▸ **TASK REQUIREMENTS**
Give the material once more, word for word, without any images.

▸ **SUPPLIED INFORMATION**
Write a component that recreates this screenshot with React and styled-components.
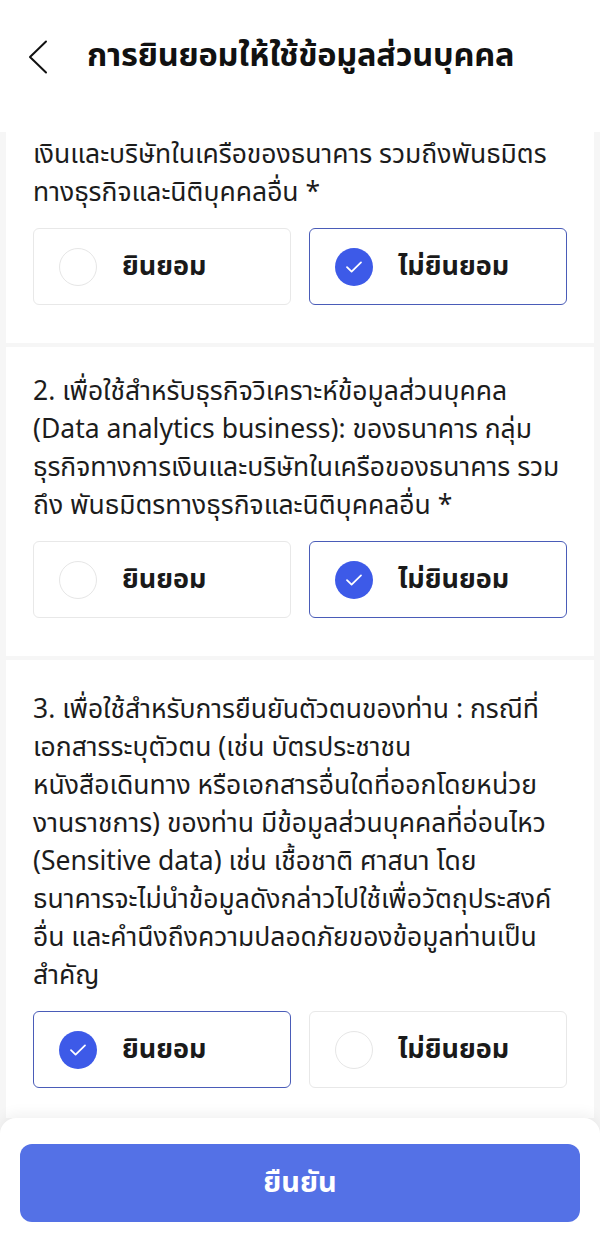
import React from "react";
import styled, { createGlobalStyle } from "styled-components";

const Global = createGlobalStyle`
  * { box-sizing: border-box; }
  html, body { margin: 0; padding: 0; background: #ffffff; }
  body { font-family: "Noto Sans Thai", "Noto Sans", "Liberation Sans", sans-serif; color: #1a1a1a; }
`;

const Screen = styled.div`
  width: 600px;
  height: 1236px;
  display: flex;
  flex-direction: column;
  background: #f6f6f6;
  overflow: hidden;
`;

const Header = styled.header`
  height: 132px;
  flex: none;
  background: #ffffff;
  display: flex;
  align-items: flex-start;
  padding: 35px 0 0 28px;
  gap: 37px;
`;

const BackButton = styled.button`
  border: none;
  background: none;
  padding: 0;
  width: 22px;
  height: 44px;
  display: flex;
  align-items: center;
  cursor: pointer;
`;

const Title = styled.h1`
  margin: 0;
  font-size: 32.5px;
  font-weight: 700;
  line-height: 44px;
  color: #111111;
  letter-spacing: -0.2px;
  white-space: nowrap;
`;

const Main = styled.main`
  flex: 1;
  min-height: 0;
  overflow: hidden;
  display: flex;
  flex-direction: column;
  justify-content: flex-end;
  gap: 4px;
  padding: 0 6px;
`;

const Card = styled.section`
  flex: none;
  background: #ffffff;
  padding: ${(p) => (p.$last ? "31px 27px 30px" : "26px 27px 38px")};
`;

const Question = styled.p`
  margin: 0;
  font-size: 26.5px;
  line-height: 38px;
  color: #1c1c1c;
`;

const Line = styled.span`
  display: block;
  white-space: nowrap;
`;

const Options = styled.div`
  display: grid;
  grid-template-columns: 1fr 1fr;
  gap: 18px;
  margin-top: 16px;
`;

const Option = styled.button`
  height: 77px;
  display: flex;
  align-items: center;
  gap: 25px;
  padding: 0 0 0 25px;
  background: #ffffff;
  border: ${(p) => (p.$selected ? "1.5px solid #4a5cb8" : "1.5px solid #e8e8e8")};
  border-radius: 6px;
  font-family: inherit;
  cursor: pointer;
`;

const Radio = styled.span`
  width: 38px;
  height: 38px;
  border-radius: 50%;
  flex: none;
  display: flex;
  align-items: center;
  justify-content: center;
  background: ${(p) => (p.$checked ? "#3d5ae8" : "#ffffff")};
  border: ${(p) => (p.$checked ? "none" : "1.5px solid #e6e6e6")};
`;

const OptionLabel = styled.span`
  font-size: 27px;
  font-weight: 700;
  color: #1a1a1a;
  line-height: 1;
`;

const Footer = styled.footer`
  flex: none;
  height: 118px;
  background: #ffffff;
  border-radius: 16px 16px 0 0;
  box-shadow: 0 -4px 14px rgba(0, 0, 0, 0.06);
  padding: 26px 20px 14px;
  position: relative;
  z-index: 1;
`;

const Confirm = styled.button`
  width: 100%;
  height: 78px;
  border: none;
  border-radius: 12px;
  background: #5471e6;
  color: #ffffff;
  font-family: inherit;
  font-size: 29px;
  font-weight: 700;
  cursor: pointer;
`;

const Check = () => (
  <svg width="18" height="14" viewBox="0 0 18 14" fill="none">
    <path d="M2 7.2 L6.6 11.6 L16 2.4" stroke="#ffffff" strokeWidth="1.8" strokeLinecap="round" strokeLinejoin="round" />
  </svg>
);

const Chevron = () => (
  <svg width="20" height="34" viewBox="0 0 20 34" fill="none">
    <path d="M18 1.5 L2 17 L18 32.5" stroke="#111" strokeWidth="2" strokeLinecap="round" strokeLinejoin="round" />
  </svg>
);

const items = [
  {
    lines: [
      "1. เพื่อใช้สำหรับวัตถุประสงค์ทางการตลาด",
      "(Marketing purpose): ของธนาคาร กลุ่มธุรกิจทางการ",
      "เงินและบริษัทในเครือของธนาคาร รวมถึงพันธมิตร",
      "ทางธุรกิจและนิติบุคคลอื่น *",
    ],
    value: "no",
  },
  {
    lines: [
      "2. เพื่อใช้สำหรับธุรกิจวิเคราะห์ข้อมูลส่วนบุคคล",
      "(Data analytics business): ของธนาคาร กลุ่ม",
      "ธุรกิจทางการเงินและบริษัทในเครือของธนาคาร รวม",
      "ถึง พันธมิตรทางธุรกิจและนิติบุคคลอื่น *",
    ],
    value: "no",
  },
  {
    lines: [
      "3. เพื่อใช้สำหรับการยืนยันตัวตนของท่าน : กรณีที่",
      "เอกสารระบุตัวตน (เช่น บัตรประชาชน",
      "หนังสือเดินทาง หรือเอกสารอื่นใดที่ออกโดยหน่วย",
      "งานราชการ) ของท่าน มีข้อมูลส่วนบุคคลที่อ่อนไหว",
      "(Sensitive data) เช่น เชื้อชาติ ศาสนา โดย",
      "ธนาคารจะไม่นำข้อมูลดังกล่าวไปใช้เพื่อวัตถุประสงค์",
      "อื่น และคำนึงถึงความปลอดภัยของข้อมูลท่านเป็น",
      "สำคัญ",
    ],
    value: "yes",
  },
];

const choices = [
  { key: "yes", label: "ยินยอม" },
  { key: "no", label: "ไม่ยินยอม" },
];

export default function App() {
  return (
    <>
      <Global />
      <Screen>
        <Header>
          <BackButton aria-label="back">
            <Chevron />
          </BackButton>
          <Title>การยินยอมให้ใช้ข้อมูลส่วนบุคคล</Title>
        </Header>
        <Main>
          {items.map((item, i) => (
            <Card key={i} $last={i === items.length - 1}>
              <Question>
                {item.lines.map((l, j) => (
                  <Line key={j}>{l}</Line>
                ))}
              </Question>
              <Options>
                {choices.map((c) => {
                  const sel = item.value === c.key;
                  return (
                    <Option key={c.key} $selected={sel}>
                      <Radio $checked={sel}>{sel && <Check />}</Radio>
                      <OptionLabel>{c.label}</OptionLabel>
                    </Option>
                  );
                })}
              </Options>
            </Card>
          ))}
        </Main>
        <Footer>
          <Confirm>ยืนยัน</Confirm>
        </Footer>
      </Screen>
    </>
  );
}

▸ **THE COMPLETED TASK**
Write a component that recreates this screenshot with React and styled-components.
import React from "react";
import styled, { createGlobalStyle } from "styled-components";

const Global = createGlobalStyle`
  * { box-sizing: border-box; }
  html, body { margin: 0; padding: 0; background: #ffffff; }
  body { font-family: "Noto Sans Thai", "Noto Sans", "Liberation Sans", sans-serif; color: #1a1a1a; }
`;

const Screen = styled.div`
  width: 600px;
  height: 1236px;
  display: flex;
  flex-direction: column;
  background: #f6f6f6;
  overflow: hidden;
`;

const Header = styled.header`
  height: 132px;
  flex: none;
  background: #ffffff;
  display: flex;
  align-items: flex-start;
  padding: 35px 0 0 28px;
  gap: 37px;
`;

const BackButton = styled.button`
  border: none;
  background: none;
  padding: 0;
  width: 22px;
  height: 44px;
  display: flex;
  align-items: center;
  cursor: pointer;
`;

const Title = styled.h1`
  margin: 0;
  font-size: 32.5px;
  font-weight: 700;
  line-height: 44px;
  color: #111111;
  letter-spacing: -0.2px;
  white-space: nowrap;
`;

const Main = styled.main`
  flex: 1;
  min-height: 0;
  overflow: hidden;
  display: flex;
  flex-direction: column;
  justify-content: flex-end;
  gap: 4px;
  padding: 0 6px;
`;

const Card = styled.section`
  flex: none;
  background: #ffffff;
  padding: ${(p) => (p.$last ? "31px 27px 30px" : "26px 27px 38px")};
`;

const Question = styled.p`
  margin: 0;
  font-size: 26.5px;
  line-height: 38px;
  color: #1c1c1c;
`;

const Line = styled.span`
  display: block;
  white-space: nowrap;
`;

const Options = styled.div`
  display: grid;
  grid-template-columns: 1fr 1fr;
  gap: 18px;
  margin-top: 16px;
`;

const Option = styled.button`
  height: 77px;
  display: flex;
  align-items: center;
  gap: 25px;
  padding: 0 0 0 25px;
  background: #ffffff;
  border: ${(p) => (p.$selected ? "1.5px solid #4a5cb8" : "1.5px solid #e8e8e8")};
  border-radius: 6px;
  font-family: inherit;
  cursor: pointer;
`;

const Radio = styled.span`
  width: 38px;
  height: 38px;
  border-radius: 50%;
  flex: none;
  display: flex;
  align-items: center;
  justify-content: center;
  background: ${(p) => (p.$checked ? "#3d5ae8" : "#ffffff")};
  border: ${(p) => (p.$checked ? "none" : "1.5px solid #e6e6e6")};
`;

const OptionLabel = styled.span`
  font-size: 27px;
  font-weight: 700;
  color: #1a1a1a;
  line-height: 1;
`;

const Footer = styled.footer`
  flex: none;
  height: 118px;
  background: #ffffff;
  border-radius: 16px 16px 0 0;
  box-shadow: 0 -4px 14px rgba(0, 0, 0, 0.06);
  padding: 26px 20px 14px;
  position: relative;
  z-index: 1;
`;

const Confirm = styled.button`
  width: 100%;
  height: 78px;
  border: none;
  border-radius: 12px;
  background: #5471e6;
  color: #ffffff;
  font-family: inherit;
  font-size: 29px;
  font-weight: 700;
  cursor: pointer;
`;

const Check = () => (
  <svg width="18" height="14" viewBox="0 0 18 14" fill="none">
    <path d="M2 7.2 L6.6 11.6 L16 2.4" stroke="#ffffff" strokeWidth="1.8" strokeLinecap="round" strokeLinejoin="round" />
  </svg>
);

const Chevron = () => (
  <svg width="20" height="34" viewBox="0 0 20 34" fill="none">
    <path d="M18 1.5 L2 17 L18 32.5" stroke="#111" strokeWidth="2" strokeLinecap="round" strokeLinejoin="round" />
  </svg>
);

const items = [
  {
    lines: [
      "1. เพื่อใช้สำหรับวัตถุประสงค์ทางการตลาด",
      "(Marketing purpose): ของธนาคาร กลุ่มธุรกิจทางการ",
      "เงินและบริษัทในเครือของธนาคาร รวมถึงพันธมิตร",
      "ทางธุรกิจและนิติบุคคลอื่น *",
    ],
    value: "no",
  },
  {
    lines: [
      "2. เพื่อใช้สำหรับธุรกิจวิเคราะห์ข้อมูลส่วนบุคคล",
      "(Data analytics business): ของธนาคาร กลุ่ม",
      "ธุรกิจทางการเงินและบริษัทในเครือของธนาคาร รวม",
      "ถึง พันธมิตรทางธุรกิจและนิติบุคคลอื่น *",
    ],
    value: "no",
  },
  {
    lines: [
      "3. เพื่อใช้สำหรับการยืนยันตัวตนของท่าน : กรณีที่",
      "เอกสารระบุตัวตน (เช่น บัตรประชาชน",
      "หนังสือเดินทาง หรือเอกสารอื่นใดที่ออกโดยหน่วย",
      "งานราชการ) ของท่าน มีข้อมูลส่วนบุคคลที่อ่อนไหว",
      "(Sensitive data) เช่น เชื้อชาติ ศาสนา โดย",
      "ธนาคารจะไม่นำข้อมูลดังกล่าวไปใช้เพื่อวัตถุประสงค์",
      "อื่น และคำนึงถึงความปลอดภัยของข้อมูลท่านเป็น",
      "สำคัญ",
    ],
    value: "yes",
  },
];

const choices = [
  { key: "yes", label: "ยินยอม" },
  { key: "no", label: "ไม่ยินยอม" },
];

export default function App() {
  return (
    <>
      <Global />
      <Screen>
        <Header>
          <BackButton aria-label="back">
            <Chevron />
          </BackButton>
          <Title>การยินยอมให้ใช้ข้อมูลส่วนบุคคล</Title>
        </Header>
        <Main>
          {items.map((item, i) => (
            <Card key={i} $last={i === items.length - 1}>
              <Question>
                {item.lines.map((l, j) => (
                  <Line key={j}>{l}</Line>
                ))}
              </Question>
              <Options>
                {choices.map((c) => {
                  const sel = item.value === c.key;
                  return (
                    <Option key={c.key} $selected={sel}>
                      <Radio $checked={sel}>{sel && <Check />}</Radio>
                      <OptionLabel>{c.label}</OptionLabel>
                    </Option>
                  );
                })}
              </Options>
            </Card>
          ))}
        </Main>
        <Footer>
          <Confirm>ยืนยัน</Confirm>
        </Footer>
      </Screen>
    </>
  );
}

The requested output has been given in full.